[Pages as source code]
▼

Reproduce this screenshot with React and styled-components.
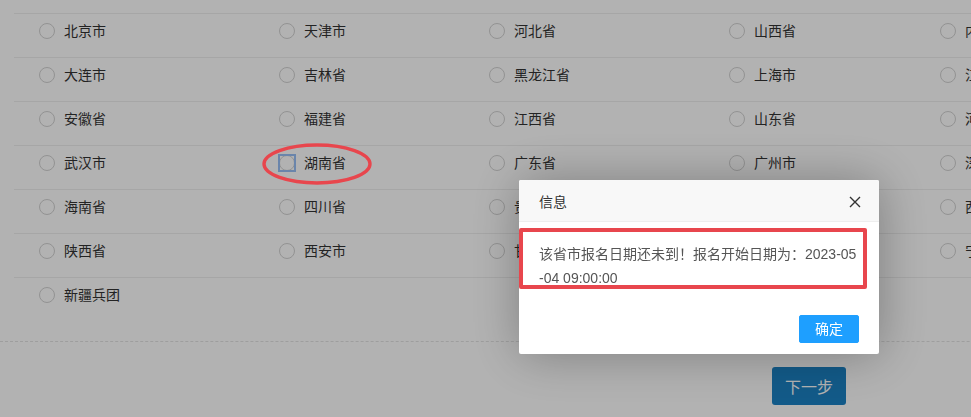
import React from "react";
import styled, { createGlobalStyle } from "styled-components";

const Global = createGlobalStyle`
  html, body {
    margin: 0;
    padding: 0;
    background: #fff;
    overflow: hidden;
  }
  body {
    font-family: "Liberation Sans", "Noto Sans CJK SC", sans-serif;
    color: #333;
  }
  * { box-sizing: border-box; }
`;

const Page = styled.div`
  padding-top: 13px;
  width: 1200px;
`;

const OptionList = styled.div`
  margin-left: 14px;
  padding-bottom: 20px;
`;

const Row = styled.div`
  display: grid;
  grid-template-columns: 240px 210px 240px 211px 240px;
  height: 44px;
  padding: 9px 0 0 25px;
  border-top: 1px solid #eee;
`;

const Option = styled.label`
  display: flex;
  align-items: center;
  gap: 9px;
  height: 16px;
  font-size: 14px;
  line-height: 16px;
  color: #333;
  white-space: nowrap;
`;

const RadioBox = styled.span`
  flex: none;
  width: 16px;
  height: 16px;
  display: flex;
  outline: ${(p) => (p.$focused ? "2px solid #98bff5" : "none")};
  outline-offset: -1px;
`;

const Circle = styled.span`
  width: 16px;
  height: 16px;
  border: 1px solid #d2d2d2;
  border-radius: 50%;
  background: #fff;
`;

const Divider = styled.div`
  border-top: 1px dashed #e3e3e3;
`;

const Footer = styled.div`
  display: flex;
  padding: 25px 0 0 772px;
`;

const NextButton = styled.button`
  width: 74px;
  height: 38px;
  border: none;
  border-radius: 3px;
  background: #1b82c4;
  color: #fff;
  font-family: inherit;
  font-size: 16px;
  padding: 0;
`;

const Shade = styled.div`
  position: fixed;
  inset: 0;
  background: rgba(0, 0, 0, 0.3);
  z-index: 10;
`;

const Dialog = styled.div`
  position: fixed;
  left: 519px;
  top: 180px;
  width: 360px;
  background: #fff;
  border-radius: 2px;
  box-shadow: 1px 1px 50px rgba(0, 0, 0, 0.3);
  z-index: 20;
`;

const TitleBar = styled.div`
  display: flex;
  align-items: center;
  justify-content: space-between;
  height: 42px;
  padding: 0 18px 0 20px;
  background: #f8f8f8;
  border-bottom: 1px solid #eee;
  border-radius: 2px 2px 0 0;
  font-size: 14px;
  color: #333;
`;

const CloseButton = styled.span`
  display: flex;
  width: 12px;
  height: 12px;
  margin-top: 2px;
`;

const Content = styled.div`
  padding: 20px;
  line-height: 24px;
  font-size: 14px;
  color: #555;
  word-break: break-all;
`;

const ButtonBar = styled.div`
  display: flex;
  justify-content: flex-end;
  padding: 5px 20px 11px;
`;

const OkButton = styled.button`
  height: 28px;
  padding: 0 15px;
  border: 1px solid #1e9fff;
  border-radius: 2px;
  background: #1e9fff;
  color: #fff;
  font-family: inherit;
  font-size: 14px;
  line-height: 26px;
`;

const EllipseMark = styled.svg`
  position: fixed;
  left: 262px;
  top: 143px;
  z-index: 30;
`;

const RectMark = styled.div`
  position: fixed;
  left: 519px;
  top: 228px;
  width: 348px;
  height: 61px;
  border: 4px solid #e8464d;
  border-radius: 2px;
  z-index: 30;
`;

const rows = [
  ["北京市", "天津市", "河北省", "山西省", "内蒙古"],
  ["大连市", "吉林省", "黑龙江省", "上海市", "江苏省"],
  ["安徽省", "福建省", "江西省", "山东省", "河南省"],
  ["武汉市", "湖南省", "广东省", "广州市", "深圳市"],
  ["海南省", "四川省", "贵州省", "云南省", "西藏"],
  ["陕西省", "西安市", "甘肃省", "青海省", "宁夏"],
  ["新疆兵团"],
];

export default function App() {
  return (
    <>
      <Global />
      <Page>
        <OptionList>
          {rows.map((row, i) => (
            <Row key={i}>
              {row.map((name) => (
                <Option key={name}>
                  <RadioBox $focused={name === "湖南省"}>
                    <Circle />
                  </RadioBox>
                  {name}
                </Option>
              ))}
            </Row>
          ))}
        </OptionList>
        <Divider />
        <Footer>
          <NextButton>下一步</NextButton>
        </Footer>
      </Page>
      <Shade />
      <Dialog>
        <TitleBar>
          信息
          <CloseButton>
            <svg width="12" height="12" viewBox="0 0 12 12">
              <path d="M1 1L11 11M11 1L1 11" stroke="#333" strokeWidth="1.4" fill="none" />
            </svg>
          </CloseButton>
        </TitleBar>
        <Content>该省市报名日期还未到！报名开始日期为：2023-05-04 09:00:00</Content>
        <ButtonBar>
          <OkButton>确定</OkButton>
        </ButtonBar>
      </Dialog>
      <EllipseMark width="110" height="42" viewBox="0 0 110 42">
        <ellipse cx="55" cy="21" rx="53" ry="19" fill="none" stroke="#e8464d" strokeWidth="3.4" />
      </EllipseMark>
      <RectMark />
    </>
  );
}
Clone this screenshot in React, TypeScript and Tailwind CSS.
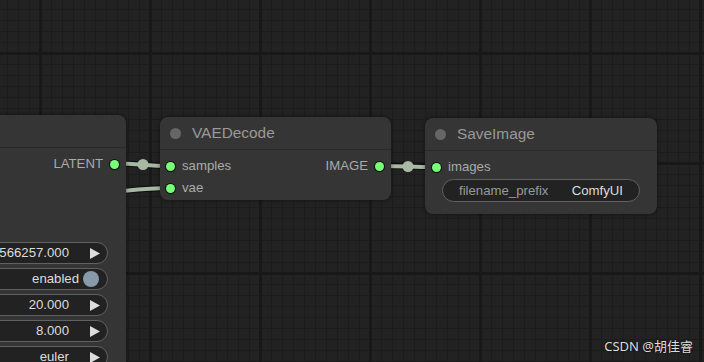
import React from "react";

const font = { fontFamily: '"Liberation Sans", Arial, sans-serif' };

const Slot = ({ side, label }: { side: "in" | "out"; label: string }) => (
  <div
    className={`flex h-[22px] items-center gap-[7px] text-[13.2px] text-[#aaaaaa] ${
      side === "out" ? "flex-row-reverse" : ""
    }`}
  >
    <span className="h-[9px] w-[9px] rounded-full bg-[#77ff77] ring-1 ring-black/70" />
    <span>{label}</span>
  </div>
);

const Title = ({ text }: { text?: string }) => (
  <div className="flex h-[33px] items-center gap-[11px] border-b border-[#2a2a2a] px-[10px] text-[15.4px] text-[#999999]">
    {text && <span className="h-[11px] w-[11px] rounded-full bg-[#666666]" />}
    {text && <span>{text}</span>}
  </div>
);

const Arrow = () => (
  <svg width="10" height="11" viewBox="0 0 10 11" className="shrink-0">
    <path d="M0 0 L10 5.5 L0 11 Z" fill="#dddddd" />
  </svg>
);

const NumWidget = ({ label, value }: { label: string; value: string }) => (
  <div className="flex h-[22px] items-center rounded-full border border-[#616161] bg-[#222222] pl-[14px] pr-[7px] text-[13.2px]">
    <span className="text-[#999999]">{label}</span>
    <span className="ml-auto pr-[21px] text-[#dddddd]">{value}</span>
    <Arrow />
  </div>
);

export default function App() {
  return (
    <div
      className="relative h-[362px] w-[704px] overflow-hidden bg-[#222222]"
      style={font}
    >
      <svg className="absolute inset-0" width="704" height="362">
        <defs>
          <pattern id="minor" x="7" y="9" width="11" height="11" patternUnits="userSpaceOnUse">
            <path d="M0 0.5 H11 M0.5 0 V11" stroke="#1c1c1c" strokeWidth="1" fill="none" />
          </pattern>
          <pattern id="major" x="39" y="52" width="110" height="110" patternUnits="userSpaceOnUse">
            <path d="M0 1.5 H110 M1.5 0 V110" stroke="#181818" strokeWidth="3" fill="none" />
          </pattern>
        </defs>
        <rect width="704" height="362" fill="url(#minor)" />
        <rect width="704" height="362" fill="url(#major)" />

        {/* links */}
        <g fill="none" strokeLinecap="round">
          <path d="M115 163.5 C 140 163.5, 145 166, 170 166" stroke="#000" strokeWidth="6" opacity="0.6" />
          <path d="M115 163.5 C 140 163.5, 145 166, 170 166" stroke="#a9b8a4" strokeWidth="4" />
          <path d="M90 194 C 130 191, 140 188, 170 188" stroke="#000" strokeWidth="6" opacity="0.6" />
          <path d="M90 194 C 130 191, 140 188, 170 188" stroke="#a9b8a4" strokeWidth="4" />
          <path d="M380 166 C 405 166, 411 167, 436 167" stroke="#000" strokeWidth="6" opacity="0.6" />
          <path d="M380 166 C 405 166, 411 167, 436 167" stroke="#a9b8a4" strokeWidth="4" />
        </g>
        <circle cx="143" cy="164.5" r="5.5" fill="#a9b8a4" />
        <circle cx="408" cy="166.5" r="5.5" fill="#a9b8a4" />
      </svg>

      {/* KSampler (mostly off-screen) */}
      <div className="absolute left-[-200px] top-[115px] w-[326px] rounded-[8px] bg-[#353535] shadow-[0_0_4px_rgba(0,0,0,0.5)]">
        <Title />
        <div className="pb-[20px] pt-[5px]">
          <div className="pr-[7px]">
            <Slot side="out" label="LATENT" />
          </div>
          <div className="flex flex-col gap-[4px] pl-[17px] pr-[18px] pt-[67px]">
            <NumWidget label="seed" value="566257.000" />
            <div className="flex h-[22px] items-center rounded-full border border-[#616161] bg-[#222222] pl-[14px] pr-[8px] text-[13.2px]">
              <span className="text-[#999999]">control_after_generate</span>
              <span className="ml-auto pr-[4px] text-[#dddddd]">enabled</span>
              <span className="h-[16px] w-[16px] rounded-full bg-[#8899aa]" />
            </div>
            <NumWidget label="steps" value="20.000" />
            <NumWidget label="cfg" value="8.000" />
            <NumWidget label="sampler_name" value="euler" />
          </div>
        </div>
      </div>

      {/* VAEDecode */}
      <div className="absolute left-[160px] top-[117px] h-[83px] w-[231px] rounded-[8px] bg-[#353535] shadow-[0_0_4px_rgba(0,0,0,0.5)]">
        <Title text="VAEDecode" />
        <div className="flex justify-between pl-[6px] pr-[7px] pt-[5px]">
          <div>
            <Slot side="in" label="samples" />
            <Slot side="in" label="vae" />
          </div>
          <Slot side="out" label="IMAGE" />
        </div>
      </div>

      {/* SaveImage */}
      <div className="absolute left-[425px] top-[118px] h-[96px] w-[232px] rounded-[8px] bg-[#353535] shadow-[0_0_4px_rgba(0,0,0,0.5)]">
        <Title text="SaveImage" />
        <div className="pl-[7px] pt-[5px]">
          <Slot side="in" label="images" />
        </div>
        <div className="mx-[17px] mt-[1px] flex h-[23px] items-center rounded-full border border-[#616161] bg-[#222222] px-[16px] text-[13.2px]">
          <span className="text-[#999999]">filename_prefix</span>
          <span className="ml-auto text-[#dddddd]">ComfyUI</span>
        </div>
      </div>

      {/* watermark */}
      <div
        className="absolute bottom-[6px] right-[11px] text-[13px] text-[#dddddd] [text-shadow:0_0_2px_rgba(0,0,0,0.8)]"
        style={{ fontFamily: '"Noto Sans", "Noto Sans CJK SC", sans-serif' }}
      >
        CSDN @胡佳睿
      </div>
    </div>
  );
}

▲
▼

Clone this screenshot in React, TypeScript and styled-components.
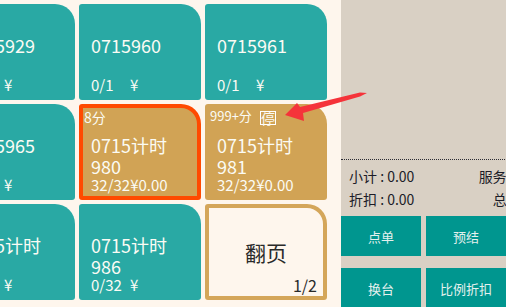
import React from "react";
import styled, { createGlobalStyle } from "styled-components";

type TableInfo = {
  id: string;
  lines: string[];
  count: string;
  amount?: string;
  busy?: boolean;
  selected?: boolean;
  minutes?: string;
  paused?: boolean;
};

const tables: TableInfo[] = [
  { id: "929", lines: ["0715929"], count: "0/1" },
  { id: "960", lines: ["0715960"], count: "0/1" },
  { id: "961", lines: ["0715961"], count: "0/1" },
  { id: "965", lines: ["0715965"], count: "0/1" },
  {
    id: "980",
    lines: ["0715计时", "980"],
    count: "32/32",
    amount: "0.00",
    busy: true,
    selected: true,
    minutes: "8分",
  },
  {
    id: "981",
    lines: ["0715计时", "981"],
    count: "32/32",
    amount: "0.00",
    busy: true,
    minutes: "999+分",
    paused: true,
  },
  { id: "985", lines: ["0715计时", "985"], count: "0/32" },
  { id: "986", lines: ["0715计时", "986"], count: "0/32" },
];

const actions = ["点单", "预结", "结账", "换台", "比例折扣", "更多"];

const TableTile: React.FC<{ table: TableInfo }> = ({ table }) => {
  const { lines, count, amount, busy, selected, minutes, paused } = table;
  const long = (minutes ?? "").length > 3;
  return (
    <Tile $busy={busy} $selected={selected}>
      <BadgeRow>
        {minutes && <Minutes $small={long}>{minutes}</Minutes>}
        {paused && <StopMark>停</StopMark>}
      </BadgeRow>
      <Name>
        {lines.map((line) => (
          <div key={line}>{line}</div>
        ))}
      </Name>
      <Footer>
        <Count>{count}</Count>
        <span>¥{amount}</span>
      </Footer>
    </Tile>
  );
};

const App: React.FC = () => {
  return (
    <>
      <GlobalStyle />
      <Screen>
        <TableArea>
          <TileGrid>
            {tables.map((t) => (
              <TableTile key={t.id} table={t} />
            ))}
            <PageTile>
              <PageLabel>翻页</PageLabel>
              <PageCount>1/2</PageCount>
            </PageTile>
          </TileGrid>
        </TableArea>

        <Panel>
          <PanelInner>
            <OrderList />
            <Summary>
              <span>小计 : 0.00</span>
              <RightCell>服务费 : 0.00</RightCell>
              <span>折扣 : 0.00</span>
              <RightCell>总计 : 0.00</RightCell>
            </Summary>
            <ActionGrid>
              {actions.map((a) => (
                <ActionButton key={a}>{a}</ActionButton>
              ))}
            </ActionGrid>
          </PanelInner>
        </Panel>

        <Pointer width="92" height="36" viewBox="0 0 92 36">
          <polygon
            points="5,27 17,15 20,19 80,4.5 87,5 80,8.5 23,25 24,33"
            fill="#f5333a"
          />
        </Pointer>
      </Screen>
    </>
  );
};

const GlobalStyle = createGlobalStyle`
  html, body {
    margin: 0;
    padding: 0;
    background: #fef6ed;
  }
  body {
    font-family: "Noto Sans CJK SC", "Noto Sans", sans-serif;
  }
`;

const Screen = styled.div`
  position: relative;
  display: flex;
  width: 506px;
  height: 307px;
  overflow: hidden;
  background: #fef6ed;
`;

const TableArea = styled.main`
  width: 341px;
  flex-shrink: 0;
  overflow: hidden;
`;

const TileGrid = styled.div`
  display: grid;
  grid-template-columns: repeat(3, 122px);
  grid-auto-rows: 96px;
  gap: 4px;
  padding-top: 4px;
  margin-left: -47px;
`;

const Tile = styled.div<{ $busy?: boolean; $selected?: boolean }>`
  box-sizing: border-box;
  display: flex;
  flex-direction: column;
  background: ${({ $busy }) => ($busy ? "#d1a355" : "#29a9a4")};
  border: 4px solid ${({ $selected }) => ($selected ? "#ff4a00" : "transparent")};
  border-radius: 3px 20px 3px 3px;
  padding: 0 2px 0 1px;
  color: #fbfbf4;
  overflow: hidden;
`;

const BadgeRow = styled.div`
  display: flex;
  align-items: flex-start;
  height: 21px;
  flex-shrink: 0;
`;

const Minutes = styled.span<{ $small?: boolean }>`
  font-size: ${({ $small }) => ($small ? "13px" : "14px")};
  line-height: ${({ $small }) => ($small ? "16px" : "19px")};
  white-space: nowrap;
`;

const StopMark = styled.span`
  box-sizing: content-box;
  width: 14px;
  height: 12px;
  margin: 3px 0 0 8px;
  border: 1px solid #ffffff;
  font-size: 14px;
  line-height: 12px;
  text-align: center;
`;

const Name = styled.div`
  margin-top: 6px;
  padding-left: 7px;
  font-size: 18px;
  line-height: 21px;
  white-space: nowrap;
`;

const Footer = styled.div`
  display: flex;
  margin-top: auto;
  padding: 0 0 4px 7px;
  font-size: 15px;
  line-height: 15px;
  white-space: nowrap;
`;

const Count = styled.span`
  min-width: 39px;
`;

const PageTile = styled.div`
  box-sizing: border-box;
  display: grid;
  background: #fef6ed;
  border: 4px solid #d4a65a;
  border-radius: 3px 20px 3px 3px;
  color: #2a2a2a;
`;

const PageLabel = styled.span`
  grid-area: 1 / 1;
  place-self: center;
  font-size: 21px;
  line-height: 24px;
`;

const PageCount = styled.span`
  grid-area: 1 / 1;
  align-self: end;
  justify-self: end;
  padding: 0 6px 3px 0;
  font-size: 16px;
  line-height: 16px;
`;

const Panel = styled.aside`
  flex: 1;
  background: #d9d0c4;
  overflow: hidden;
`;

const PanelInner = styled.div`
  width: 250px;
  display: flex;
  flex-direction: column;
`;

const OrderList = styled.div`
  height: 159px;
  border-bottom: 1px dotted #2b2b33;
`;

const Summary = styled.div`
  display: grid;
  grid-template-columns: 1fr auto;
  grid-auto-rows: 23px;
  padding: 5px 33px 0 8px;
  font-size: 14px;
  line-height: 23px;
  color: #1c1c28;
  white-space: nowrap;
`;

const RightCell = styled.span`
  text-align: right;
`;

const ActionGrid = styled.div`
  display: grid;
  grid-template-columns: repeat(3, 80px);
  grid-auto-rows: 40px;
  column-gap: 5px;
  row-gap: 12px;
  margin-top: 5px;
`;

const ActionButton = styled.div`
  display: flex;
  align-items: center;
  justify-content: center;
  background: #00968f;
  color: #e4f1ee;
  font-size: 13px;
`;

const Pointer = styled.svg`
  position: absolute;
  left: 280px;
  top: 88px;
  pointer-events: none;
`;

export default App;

▲
▼

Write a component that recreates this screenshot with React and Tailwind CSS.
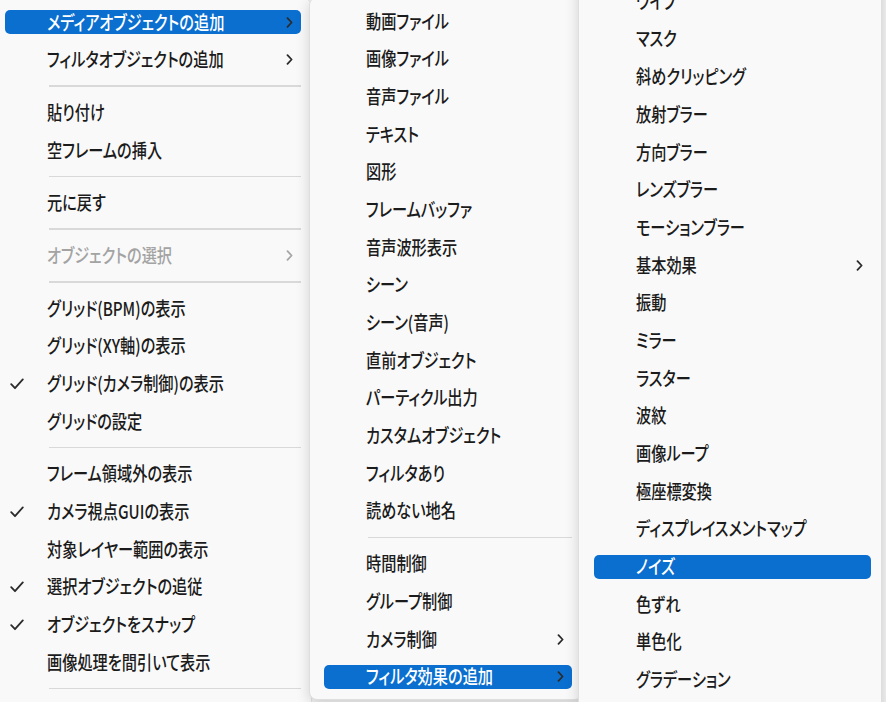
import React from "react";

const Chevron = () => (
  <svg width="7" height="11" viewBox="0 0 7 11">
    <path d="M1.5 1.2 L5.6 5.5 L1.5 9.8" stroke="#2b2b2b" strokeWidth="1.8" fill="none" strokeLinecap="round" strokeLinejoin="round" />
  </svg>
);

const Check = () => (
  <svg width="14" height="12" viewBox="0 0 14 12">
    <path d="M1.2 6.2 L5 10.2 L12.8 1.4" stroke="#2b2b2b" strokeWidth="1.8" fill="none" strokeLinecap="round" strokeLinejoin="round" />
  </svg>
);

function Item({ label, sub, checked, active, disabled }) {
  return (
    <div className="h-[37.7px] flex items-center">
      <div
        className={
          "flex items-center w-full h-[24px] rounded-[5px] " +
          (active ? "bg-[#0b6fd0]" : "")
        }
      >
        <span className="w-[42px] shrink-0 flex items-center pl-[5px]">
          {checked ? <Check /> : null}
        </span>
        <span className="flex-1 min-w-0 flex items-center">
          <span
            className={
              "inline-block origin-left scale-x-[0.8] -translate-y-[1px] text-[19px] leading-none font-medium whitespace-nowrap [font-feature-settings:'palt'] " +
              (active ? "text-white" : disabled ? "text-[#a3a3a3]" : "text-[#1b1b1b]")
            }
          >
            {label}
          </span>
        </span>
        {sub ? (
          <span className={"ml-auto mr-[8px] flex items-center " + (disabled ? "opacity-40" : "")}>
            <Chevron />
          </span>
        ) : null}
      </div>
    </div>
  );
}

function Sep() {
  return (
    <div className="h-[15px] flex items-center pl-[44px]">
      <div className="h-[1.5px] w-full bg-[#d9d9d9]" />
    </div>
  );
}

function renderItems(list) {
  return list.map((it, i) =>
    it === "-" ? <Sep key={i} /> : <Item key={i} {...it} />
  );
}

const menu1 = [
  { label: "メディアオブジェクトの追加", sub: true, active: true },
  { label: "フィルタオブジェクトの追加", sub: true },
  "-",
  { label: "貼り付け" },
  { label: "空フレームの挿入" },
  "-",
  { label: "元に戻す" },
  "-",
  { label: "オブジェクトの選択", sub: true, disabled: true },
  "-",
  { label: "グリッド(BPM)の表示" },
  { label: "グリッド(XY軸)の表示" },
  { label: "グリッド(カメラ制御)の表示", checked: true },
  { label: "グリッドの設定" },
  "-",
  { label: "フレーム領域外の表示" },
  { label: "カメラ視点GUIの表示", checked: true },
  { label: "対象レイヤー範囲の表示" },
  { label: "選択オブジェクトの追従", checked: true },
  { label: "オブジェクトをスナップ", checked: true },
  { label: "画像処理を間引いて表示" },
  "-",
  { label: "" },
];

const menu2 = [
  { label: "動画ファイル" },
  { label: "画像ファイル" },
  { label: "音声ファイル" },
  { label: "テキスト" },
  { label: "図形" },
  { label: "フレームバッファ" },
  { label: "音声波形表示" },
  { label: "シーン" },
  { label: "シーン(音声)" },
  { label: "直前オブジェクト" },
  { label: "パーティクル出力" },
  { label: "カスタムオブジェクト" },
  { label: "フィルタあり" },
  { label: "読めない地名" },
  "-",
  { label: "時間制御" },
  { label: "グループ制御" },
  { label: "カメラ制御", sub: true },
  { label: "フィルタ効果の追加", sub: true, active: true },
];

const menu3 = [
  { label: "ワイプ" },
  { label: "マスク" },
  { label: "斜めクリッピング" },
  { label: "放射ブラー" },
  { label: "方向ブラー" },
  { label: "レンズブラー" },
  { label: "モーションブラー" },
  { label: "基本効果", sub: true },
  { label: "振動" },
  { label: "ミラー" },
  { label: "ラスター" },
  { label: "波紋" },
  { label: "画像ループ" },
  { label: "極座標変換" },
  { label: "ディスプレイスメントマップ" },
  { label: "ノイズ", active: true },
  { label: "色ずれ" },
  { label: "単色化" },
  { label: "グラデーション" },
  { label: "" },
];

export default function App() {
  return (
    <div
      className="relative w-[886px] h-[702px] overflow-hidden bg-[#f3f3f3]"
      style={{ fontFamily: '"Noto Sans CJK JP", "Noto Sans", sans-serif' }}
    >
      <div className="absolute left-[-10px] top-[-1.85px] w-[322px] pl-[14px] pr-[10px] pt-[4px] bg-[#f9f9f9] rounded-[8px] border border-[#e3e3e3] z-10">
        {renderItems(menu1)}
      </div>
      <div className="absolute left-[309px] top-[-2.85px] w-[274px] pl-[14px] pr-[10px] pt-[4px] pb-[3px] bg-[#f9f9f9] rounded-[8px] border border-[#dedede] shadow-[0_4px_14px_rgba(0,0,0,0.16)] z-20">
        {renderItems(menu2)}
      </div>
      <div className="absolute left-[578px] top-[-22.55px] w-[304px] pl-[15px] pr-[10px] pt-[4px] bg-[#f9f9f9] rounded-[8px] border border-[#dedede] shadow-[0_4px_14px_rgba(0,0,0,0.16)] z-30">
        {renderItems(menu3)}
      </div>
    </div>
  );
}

▲

:: Instruction ::
From the entries, copy out each line containing the word "TypeScript".

:: Correct response ::
Clone this screenshot in React, TypeScript and Tailwind CSS.
Clone this screenshot in React, TypeScript and styled-components.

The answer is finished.